Partiendo de los datos oficiales ofrecidos por el Instituto Nacional de Evaluación Educativa (INEE), organismo dependiente del Ministerio de Educación, Cultura y Deporte, y de los del Consejo Superior de Evaluación del Sistema Educativo (CSDA), dependiente de la Consejería de Educación del gobierno autonómico, la entidad que preside Francisco Caja ha demostrado que estos exámenes «no son homologables: cada comunidad autónoma los hace por separado y no son comparables». Desde el año 2003, no hay ninguna prueba a nivel nacional —idéntica para todas las comunidades autónomas— que pueda evaluar y comparar el dominio del español que tienen nuestros alumnos. Asimismo, el análisis realizado por Convivencia Cívica Catalana desmonta la recurrente apelación que hace el nacionalismo a las puntuaciones obtenidas por los escolares catalanes en el informe PISA, ligeramente superiores a la media española. Según denuncia el profesor Caja, esta justificación del modelo de inmersión lingüística oculta «el hecho de que esas pruebas se traducen al catalán y, por tanto, no miden en ningún caso el nivel de castellano».

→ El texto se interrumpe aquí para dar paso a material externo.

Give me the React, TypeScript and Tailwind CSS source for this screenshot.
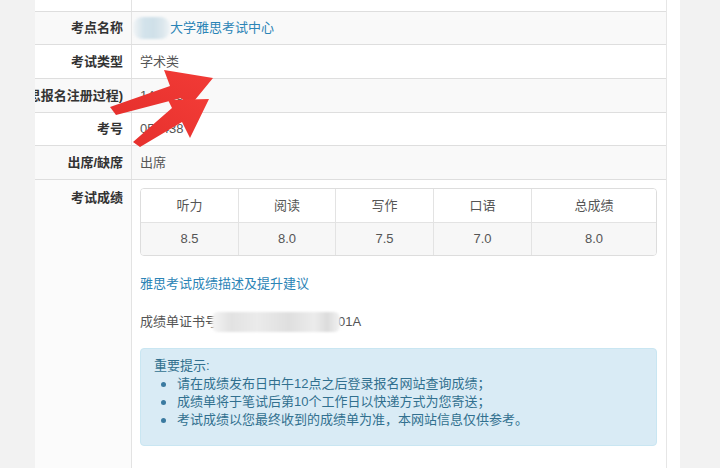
import React from "react";

const FONT = "font-['Liberation_Sans','Noto_Sans_CJK_SC',sans-serif]";

function Row({
  label,
  children,
  h,
  shaded,
}: {
  label: string;
  children?: React.ReactNode;
  h: string;
  shaded?: boolean;
}) {
  return (
    <div className={`flex ${h} border-b border-[#dedede] ${shaded ? "bg-[#f9f9f9]" : "bg-white"}`}>
      <div className="w-[97px] shrink-0 border-r border-[#e3e3e3] flex items-center justify-end overflow-hidden pr-[8px]">
        <span className="whitespace-nowrap font-bold text-[13px] text-[#333]">{label}</span>
      </div>
      <div className="flex-1 flex items-center pl-[8px] text-[13px] text-[#555] whitespace-nowrap">
        {children}
      </div>
    </div>
  );
}

export default function App() {
  const heads = ["听力", "阅读", "写作", "口语", "总成绩"];
  const vals = ["8.5", "8.0", "7.5", "7.0", "8.0"];
  const widths = ["w-[98px]", "w-[97px]", "w-[98px]", "w-[98px]", "flex-1"];
  return (
    <div className={`relative w-[720px] h-[468px] overflow-hidden bg-[#f2f2f2] flex ${FONT}`}>
      <div className="w-[35px] shrink-0 bg-[#f2f2f2]" />
      <div className="w-[645px] shrink-0 bg-white">
        <div className="w-[632px] h-full border-r border-[#e6e6e6] flex flex-col">
          <div className="h-[12px] border-b border-[#dedede] flex">
            <div className="w-[97px] border-r border-[#e3e3e3]" />
          </div>
          <Row label="考点名称" h="h-[33px]" shaded>
            <span className="inline-block w-[37px] h-[22px] -ml-[7px] rounded-[9px] bg-[linear-gradient(90deg,#f1f4f6,#d3e3eb_30%,#cfe0e9_55%,#dce7ed_80%,#eef3f6)] blur-[1px]" />
            <span className="text-[#2b84b6]">大学雅思考试中心</span>
          </Row>
          <Row label="考试类型" h="h-[34px]">
            学术类
          </Row>
          <Row label="准考证号(雅思报名注册过程)" h="h-[34px]" shaded>
            1426653
          </Row>
          <Row label="考号" h="h-[33px]">
            056438
          </Row>
          <Row label="出席/缺席" h="h-[34px]" shaded>
            出席
          </Row>
          <div className="flex flex-1 bg-white">
            <div className="w-[97px] shrink-0 border-r border-[#e3e3e3] bg-[#fbfbfb] flex justify-end pr-[8px] pt-[8px]">
              <span className="font-bold text-[13px] text-[#333] leading-[20px] h-[20px]">考试成绩</span>
            </div>
            <div className="flex-1 pt-[8px] pl-[8px] pr-[9px]">
              <div className="border border-[#dddddd] rounded-[4px] overflow-hidden text-[13px] text-[#555]">
                <div className="flex h-[34px] bg-white border-b border-[#e3e3e3]">
                  {heads.map((t, i) => (
                    <div
                      key={t}
                      className={`${widths[i]} flex items-center justify-center ${i < 4 ? "border-r border-[#e3e3e3]" : ""}`}
                    >
                      {t}
                    </div>
                  ))}
                </div>
                <div className="flex h-[32px] bg-[#f7f7f7]">
                  {vals.map((t, i) => (
                    <div
                      key={i}
                      className={`${widths[i]} flex items-center justify-center ${i < 4 ? "border-r border-[#e3e3e3]" : ""}`}
                    >
                      {t}
                    </div>
                  ))}
                </div>
              </div>
              <div className="mt-[18px] text-[13px] leading-[20px] text-[#2b84b6]">雅思考试成绩描述及提升建议</div>
              <div className="mt-[18px] text-[13px] leading-[20px] text-[#555] flex items-center whitespace-nowrap">
                <span>成绩单证书号</span>
                <span className="inline-block w-[128px] h-[20px] -ml-[6px] rounded-[6px] bg-[linear-gradient(90deg,#f4f4f4,#e2e2e2_15%,#ebebeb_35%,#dfdfdf_60%,#ececec_80%,#dcdcdc_90%,#f2f2f2)] blur-[1px]" />
                <span className="-ml-[2px]">01A</span>
              </div>
              <div className="mt-[16px] h-[98px] rounded-[4px] border border-[#c9e6f2] bg-[#d9ebf5] text-[#31708f] text-[13px] leading-[18px] pt-[8px] pl-[13px]">
                <div>重要提示:</div>
                <ul>
                  {[
                    "请在成绩发布日中午12点之后登录报名网站查询成绩；",
                    "成绩单将于笔试后第10个工作日以快递方式为您寄送；",
                    "考试成绩以您最终收到的成绩单为准，本网站信息仅供参考。",
                  ].map((t) => (
                    <li key={t} className="flex items-center h-[18px]">
                      <span className="w-[5px] h-[5px] rounded-full bg-[#3a7aa0] ml-[7px] mr-[11px]" />
                      <span>{t}</span>
                    </li>
                  ))}
                </ul>
              </div>
            </div>
          </div>
        </div>
      </div>
      <div className="flex-1 bg-[#f2f2f2]" />
      <svg className="absolute left-0 top-0 pointer-events-none" width="720" height="468" viewBox="0 0 720 468">
        <defs>
          <linearGradient id="ar" x1="0" y1="1" x2="1" y2="0">
            <stop offset="0" stopColor="#e6302d" />
            <stop offset="1" stopColor="#f23b36" />
          </linearGradient>
        </defs>
        <path d="M110 107 L170 86 L164 70 L213 78 L190 106 L181 98 L116 115 Z" fill="url(#ar)" />
        <path d="M133 142 L172 108 L168 100 L209 99 L190 138 L182 122 L140 147 Z" fill="url(#ar)" />
      </svg>
    </div>
  );
}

Es cuando menos sorprendente que a la titular de Educación no le resulte extraño que los estudiantes catalanes tengan un nivel de dominio del español igual o superior al del resto de estudiantes españoles, a pesar de tener únicamente dos horas semanales de clase en ese idioma, frente a las veinticinco horas de los estudiantes de las comunidades sin lengua cooficial. Tal vez piense, como el presidente de la Generalidad, que al no tener un «bache en su cadena de ADN», los catalanes poseemos una mayor facilidad para dominar la «lengua de las bestias». ¿Debe seguir siendo este planteamiento considerado una impronta «de izquierda»?